In the early 20th century, "consumerism" was supposedly used to mean something like "consumer protection".
But in the mid 20th century, it was apparently adopted as a preferred term to "capitalism" in order to contrast Western economies with communism.
Then, by the 60s or so, it morphed into something like the modern sense of "a policy of encouraging consumption".
germandiago|4 years ago
In order to raise our lives level there were previous savings that were reinvested in process improvement, which eventually kept raising our life standards. Capitalism is exactly about that: same product at better price or higher quality products.
We humans always try (yes, left wing people also!) to buy at the lowest price and sell at the highest price (in general terms). That is why competition is good, because it does not let business abuse a monopolistic position and the prices drop.
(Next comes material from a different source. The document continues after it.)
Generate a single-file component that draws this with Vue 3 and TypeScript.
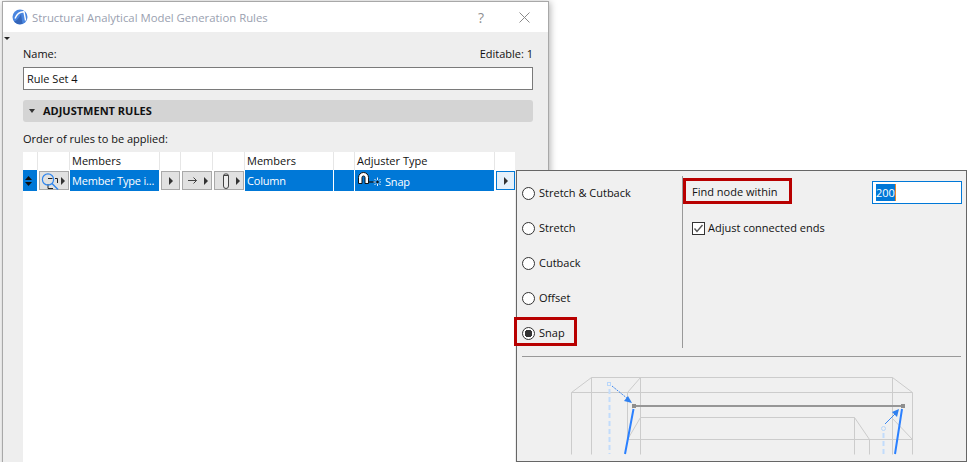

People try to associate excessive consumption to capitalism. I do not think it is a trait of capitalism per se.
perl4ever|4 years ago
From what I read, consumerism did not have the negative connotation mid-century, whereas capitalism did.
I don't know how it happened, but seemingly "consumerism" acquired a similarly negative connotation, which is a Sisyphean cycle with euphemisms.
As I understand it, "capitalism" was an invention of the writers of the Communist Manifesto, while ironically "communism" was not. When a concept is developed purely for oppositional purposes, it can and often does attract people to defend it.
But in some sense, I feel like it doesn't really exist due to its origin. It amounts to the status quo, plus a word that lets people feel like they are opposing (or supporting) some one or thing rather than fog.